Review: 'Big Day'
If you're a non-acolyte to the religion of 24, among the things that might turn you off is the Murphy's Law nature of the series. Everything that can possibly go wrong for Jack Bauer in a day does, usually spectacularly, and after the third or fourth catastrophe, you might start thinking, "Good lord, what now?"
But what if instead of saving the world, Jack Bauer had to save, say, a wedding? Such is the notion behind ABC's Big Day, in which every calamity you think of to befall a young couple (Josh Cooke and Marla Sokoloff) on their wedding day -- and several you wouldn't think of -- does, with the day leading up to "I do" covering the entire season. Comedy, as they say, ensues.
Whether audiences really warm to Big Day will depend a lot on their ability to roll with the pile-it-on nature of the plot. In the first three episodes alone, Danny (Cooke, Four Kings) and Alice (Sokoloff, The Practice) must contend with a father of the bride (Kurt Fuller) with big doubts about his future son-in-law, battles over theme music and salad, a lost seating chart and a leaky and structurally unstable reception tent.
It gets a little wearisome, which is a shame, because there are a number of things to like amid the chaos, particularly the work of several actors.
Playing the bride's Caesar salad-despising mother, Wendie Malick anchors the show with a performance that barely conceals the stack-blowing stress she's feeling; she's as wickedly sharp as always. Miriam Shor and Stephen Rannassizi also have nice anti-chemistry as the bride's sister and groom's best friend, who slept together the previous night, right before she swallowed his contact lenses and rendered him legally blind. MADtv alum Stephnie Weir, as a put-upon wedding planner, and guest star Stephen Tobolowsky, who shows up as Danny's dad in episode two, bring the funny as well.
As for the happy couple themselves, Sokoloff and Cooke get lost in the shuffle at first. They start to come into their own in later episodes, though, alleviating concerns that Big Day will be a show in search of a center.
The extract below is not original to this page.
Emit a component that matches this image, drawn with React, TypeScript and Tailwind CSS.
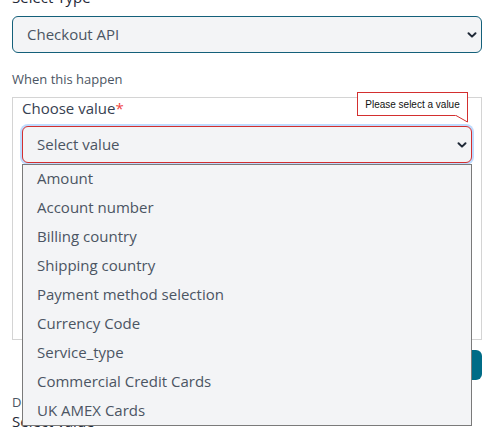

The production also goofs on itself a little, using intentionally overwrought music at key points and even mimicking 24's visual style in its "previously on" recaps at the opening of episodes.
But there's still that structural problem. The show isn't quite as slavish to its real-time conceit as 24 is; about three hours of show time elapses in the first three episodes. But I have to wonder how many more burdens the "Big Day" writers can lay at the feet of this family before they decide, "You know what? Let's just go to Vegas and be done with it." And whether viewers will be asking, "Hmm, wonder what's happening on House."